There are a lot of questions left to be answered. But you'll notice that none of them involve Alexandre Grenier, which might explain why the wing prospect is on his way back to Utica to join the Comets.

Grenier had an all right training camp. At one point, he earned a look with the Sedins, a prime opportunity if there ever was one. But he showed very little with them, and from that moment on, he faded into the background, outshone by Virtanen, Gaunce, McCann and Cracknell. Thus, home he goes.

You have to feel for him. In years past, Grenier probably makes this team. But this year's training camp has been a strange one. Since when do the Canucks have, like, prospects? It's a totally new experience. And, unfortunately for Grenier, this crop of kids, most of them first-rounders, simply had more to offer than he did. That's just bad luck. The moment he's ready to challenge for the job, a busload of super-talented teenagers shows up? Hardly ideal.

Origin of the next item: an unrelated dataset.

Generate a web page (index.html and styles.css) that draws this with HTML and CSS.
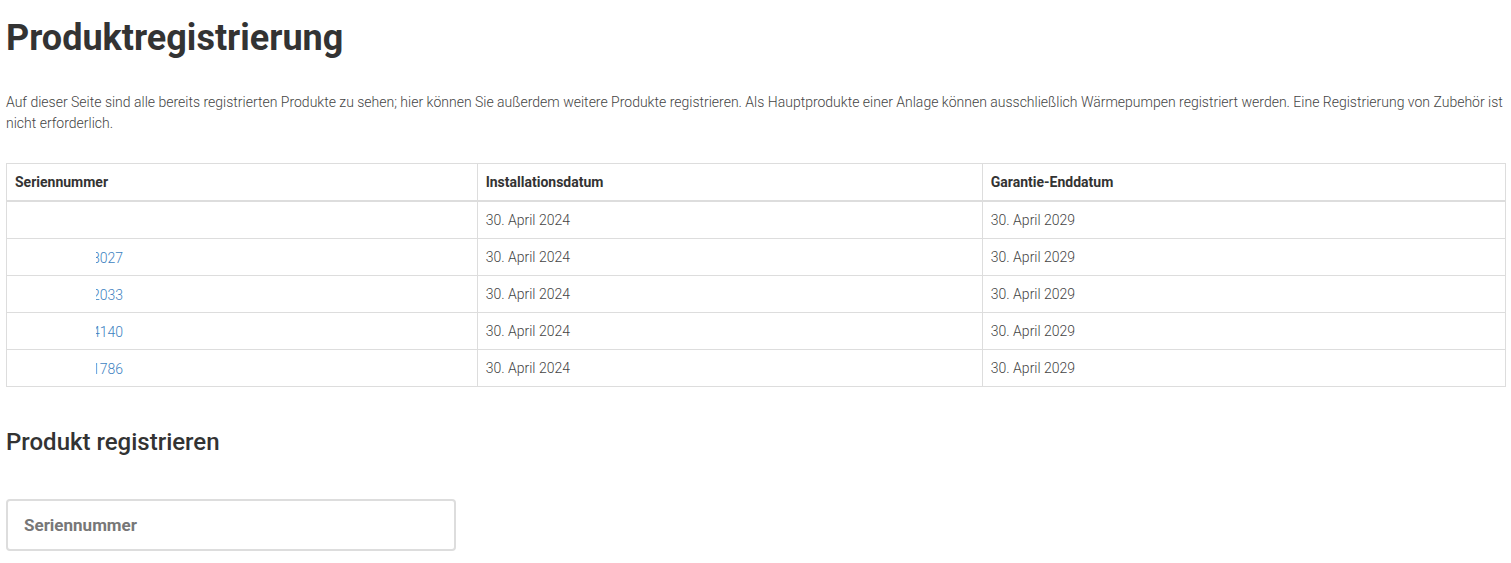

He'll be back, though. The Canucks like Grenier, and with his size, strength, and two-way game, it's probably a foregone conclusion that he'll get some time in Vancouver this season. But with McCann, Virtanen and Gaunce clogging up the top spots on the depth chart at wing, he's going to have to wait awhile. 

The cut brings the Canucks training camp roster down to 30 players, meaning there are seven more cuts to make before all is said and done. With two games remaining, and that last game usually used as a tune-up for the opening-night lineup, we can probably several more cuts before the weekend.